Distal Symmetric Neuropathy: Too Many Useless Tests


A recent review shows that guidelines and testing for patients with distal symmetric polyneuropathy (DSP) can and should be improved.

A recent review shows that guidelines and testing for patients with distal symmetric polyneuropathy (DSP) can and should be improved. Brian C.Callaghan, MD, MS of the Department of Neurology at the University of Michigan in Ann Arbor, and colleagues reviewed recently published articles on distal symmetric polyneuropathy. Their conclusions appear in the Journal of American Medicine.

There are few studies on DSP, but those that do exist show that diabetes is the most frequent cause. Approximately 10-34% of people with type 1 diabetes develop the condition, and 8-25% of those will type 2 diabetes have it. Peripheral neuropathy “encompasses all disorders that result in injury to nerves within the peripheral nervous system” and DSP is one of the most common types. Patients with DSP “present with numbness, tingling, pain, or a combination of these that typically starts in their toes and slowly spreads proximally.”
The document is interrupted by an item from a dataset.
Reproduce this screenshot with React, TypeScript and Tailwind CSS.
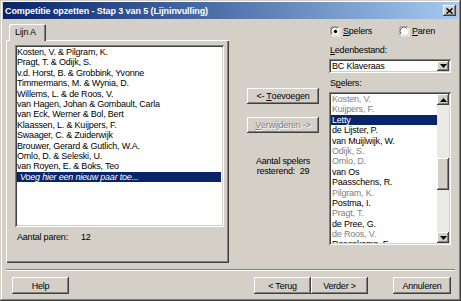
import React from "react";

const raised =
  "shadow-[inset_-1px_-1px_#404040,inset_1px_1px_#ffffff,inset_-2px_-2px_#808080,inset_2px_2px_#d4d0c8]";
const sunken =
  "shadow-[inset_1px_1px_#808080,inset_-1px_-1px_#ffffff,inset_2px_2px_#404040,inset_-2px_-2px_#d4d0c8]";

function Radio({ checked }: { checked: boolean }) {
  return (
    <svg width="11" height="11" viewBox="0 0 12 12" className="shrink-0">
      <circle cx="6" cy="6" r="5.5" fill="#ffffff" />
      <path d="M1.2 9.5 A5.5 5.5 0 0 1 9.5 1.2" stroke="#808080" strokeWidth="1" fill="none" />
      <path d="M2.4 8.6 A4.3 4.3 0 0 1 8.6 2.4" stroke="#404040" strokeWidth="1" fill="none" />
      <path d="M10.8 2.5 A5.5 5.5 0 0 1 2.5 10.8" stroke="#ffffff" strokeWidth="1" fill="none" />
      <path d="M9.6 3.4 A4.3 4.3 0 0 1 3.4 9.6" stroke="#d4d0c8" strokeWidth="1" fill="none" />
      {checked && <circle cx="6" cy="6" r="1.8" fill="#000000" />}
    </svg>
  );
}

function Btn({ children, className = "", disabled = false }: { children: React.ReactNode; className?: string; disabled?: boolean }) {
  return (
    <div
      className={`${raised} bg-[#d4d0c8] flex items-center justify-center ${
        disabled ? "text-[#808080] [text-shadow:1px_1px_0_#ffffff]" : "text-black"
      } ${className}`}
    >
      {children}
    </div>
  );
}

const pairs = [
  "Kosten, V. & Pilgram, K.",
  "Pragt, T. & Odijk, S.",
  "v.d. Horst, B. & Grobbink, Yvonne",
  "Timmermans, M. & Wynia, D.",
  "Willems, L. & de Roos, V.",
  "van Hagen, Johan & Gombault, Carla",
  "van Eck, Werner & Bol, Bert",
  "Klaassen, L. & Kuijpers, F.",
  "Swaager, C. & Zuiderwijk",
  "Brouwer, Gerard & Gutlich, W.A.",
  "Omlo, D. & Seleski, U.",
  "van Royen, E. & Boks, Teo",
];

const players: { n: string; g?: boolean; sel?: boolean }[] = [
  { n: "Kosten, V.", g: true },
  { n: "Kuijpers, F.", g: true },
  { n: "Letty", sel: true },
  { n: "de Lijster, P." },
  { n: "van Muijlwijk, W." },
  { n: "Odijk, S.", g: true },
  { n: "Omlo, D.", g: true },
  { n: "van Os" },
  { n: "Paasschens, R." },
  { n: "Pilgram, K.", g: true },
  { n: "Postma, I." },
  { n: "Pragt, T.", g: true },
  { n: "de Pree, G." },
  { n: "de Roos, V.", g: true },
  { n: "Rosenkamp, F." },
];

function Arrow({ up }: { up: boolean }) {
  return (
    <svg width="7" height="4" viewBox="0 0 7 4">
      {up ? <path d="M3.5 0 L7 4 L0 4 Z" fill="#000" /> : <path d="M0 0 L7 0 L3.5 4 Z" fill="#000" />}
    </svg>
  );
}

export default function App() {
  return (
    <div className="w-[461px] h-[301px] bg-[#d4d0c8] p-[2px] flex flex-col overflow-hidden text-[9px] leading-[10px] tracking-[-0.2px] text-black font-['Liberation_Sans',Arial,sans-serif] shadow-[inset_-1px_-1px_#404040,inset_1px_1px_#d4d0c8,inset_-2px_-2px_#808080,inset_2px_2px_#ffffff]">
      {/* Title bar */}
      <div className="h-[17px] mx-[1px] flex items-center justify-between bg-linear-to-r from-[#0a246a] to-[#a6caf0] pl-[2px] pr-[2px] shrink-0">
        <span className="text-white font-bold text-[9px] tracking-[-0.1px]">
          Competitie opzetten - Stap 3 van 5 (Lijninvulling)
        </span>
        <div className={`${raised} bg-[#d4d0c8] w-[13px] h-[11px] flex items-center justify-center`}>
          <svg width="7" height="6" viewBox="0 0 7 6">
            <path d="M0.5 0.5 L6.5 5.5 M6.5 0.5 L0.5 5.5" stroke="#000" strokeWidth="1.5" />
          </svg>
        </div>
      </div>

      {/* Main */}
      <div className="flex mt-[5px] h-[239px] shrink-0">
        {/* Left column */}
        <div className="ml-[4px] w-[223px] flex flex-col">
          <div className="h-[16px] flex">
            <div className="relative z-10 ml-[3px] w-[37px] h-[17px] bg-[#d4d0c8] rounded-t-[2px] shadow-[inset_1px_1px_#ffffff,inset_-1px_0_#404040,inset_-2px_0_#808080] flex items-center pl-[6px] pb-[1px]">
              Lijn A
            </div>
          </div>
          <div className="h-[223px] bg-[#d4d0c8] shadow-[inset_1px_1px_#ffffff,inset_-1px_-1px_#404040,inset_-2px_-2px_#808080] flex flex-col">
            <div className={`${sunken} bg-white ml-[9px] mt-[5px] w-[209px] h-[182px] p-[2px] flex flex-col`}>
              {pairs.map((p) => (
                <div key={p} className="h-[10.4px] leading-[10.4px] whitespace-nowrap pl-[0px]">
                  {p}
                </div>
              ))}
              <div className="h-[10.4px] leading-[10.4px] mr-[1px] bg-[#0a246a] text-white italic pl-[3px] whitespace-nowrap">
                Voeg hier een nieuw paar toe...
              </div>
            </div>
            <div className="mt-[5px] ml-[11px] h-[10px] flex items-center">
              <span className="w-[64px]">Aantal paren:</span>
              <span>12</span>
            </div>
          </div>
        </div>

        {/* Middle column */}
        <div className="ml-[18px] w-[72px] flex flex-col">
          <Btn className="mt-[64px] h-[16px]">
            &lt;- <span className="underline ml-[2px]">T</span>oevoegen
          </Btn>
          <Btn className="mt-[13px] h-[16px]" disabled>
            <span className="underline">V</span>erwijderen -&gt;
          </Btn>
          <div className="mt-[23px] flex flex-col items-center text-center">
            <div className="h-[10px]">Aantal spelers</div>
            <div className="h-[10px]">
              resterend:&nbsp;&nbsp;29
            </div>
          </div>
        </div>

        {/* Right column */}
        <div className="ml-[10px] w-[122px] flex flex-col">
          <div className="mt-[2px] h-[10px] flex items-center">
            <div className="ml-[1px] w-[69px] flex items-center gap-[2px]">
              <Radio checked />
              <span>
                <span className="underline">S</span>pelers
              </span>
            </div>
            <div className="flex items-center gap-[2px]">
              <Radio checked={false} />
              <span>
                <span className="underline">P</span>aren
              </span>
            </div>
          </div>
          <div className="mt-[9px] h-[10px] pl-[1px]">
            <span className="underline">L</span>edenbestand:
          </div>
          <div className={`${sunken} bg-white mt-[4px] h-[14px] p-[2px] flex items-center`}>
            <div className="flex-1 pl-[1px] leading-[10px]">BC Klaveraas</div>
            <div className={`${raised} bg-[#d4d0c8] w-[12px] h-[10px] flex items-center justify-center`}>
              <Arrow up={false} />
            </div>
          </div>
          <div className="mt-[5px] h-[10px] pl-[1px]">
            S<span className="underline">p</span>elers:
          </div>
          <div className={`${sunken} bg-white mt-[4px] h-[153px] p-[2px] flex`}>
            <div className="flex-1 flex flex-col overflow-hidden">
              {players.map((p) => (
                <div
                  key={p.n}
                  className={`h-[10.4px] leading-[10.4px] shrink-0 whitespace-nowrap pl-[1px] ${
                    p.sel ? "bg-[#0a246a] text-white" : p.g ? "text-[#808080]" : "text-black"
                  }`}
                >
                  {p.n}
                </div>
              ))}
            </div>
            <div className="w-[12px] flex flex-col bg-[#ebe9e4]">
              <div className={`${raised} bg-[#d4d0c8] h-[11px] flex items-center justify-center`}>
                <Arrow up />
              </div>
              <div className="flex-1 flex flex-col">
                <div className={`${raised} bg-[#d4d0c8] mt-[53px] h-[32px]`} />
              </div>
              <div className={`${raised} bg-[#d4d0c8] h-[11px] flex items-center justify-center`}>
                <Arrow up={false} />
              </div>
            </div>
          </div>
        </div>
      </div>

      {/* Separator */}
      <div className="mt-[6px] mx-[4px] h-[2px] border-t border-t-[#808080] border-b border-b-white shrink-0" />

      {/* Buttons */}
      <div className="mt-[6px] h-[17px] flex shrink-0">
        <Btn className="ml-[10px] w-[57px] h-[17px]">Help</Btn>
        <div className="flex-1" />
        <Btn className="w-[57px] h-[17px]">&lt; Terug</Btn>
        <Btn className="w-[57px] h-[17px]">Verder &gt;</Btn>
        <Btn className="ml-[25px] mr-[8px] w-[58px] h-[17px]">Annuleren</Btn>
      </div>
    </div>
  );
}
In 2009, the American Academy of Neurology (ANN) suggested the most useful tests for people with peripheral neuropathy are “fasting glucose, vitamin B12, serum protein electrophoresis with immunofixation, and glucose tolerance tests.” However, many physicians routinely order “a large number of tests, with great variation in the type of tests ordered,” and even then, “the ANN-recommended tests are not often performed.”

Magnetic resonance imaging (MRI) of the brain and spine, as well as electrodiagnostic tests are both expensive, and of limited value for patients with peripheral neuropathy. Although these tests are ordered for 80% of the people with the condition, they lead to a change in disease management in only 2 out of 458 cases.

Patients with DSP are too often not treated for pain. Three classes of pharmaceuticals have been shown to help manage neuropathic pain. The researchers suggest that physicians “start with a medication from 1 of these 3 classes based on patient comorbidities, potential adverse effects, and cost.” Glucose control is effective to prevent DSP associated with type 1 diabetes, but it is unknown if it is an appropriate therapy for those with type 2 diabetes-associated DSP.

The researchers conclude “Advances have been made regarding which diagnostic tests should be used for patients with DSP; however much work remains to be done.” Too often, too many expensive tests are ordered and patients are not being treated for pain. Further research is necessary to identify new, effective therapies.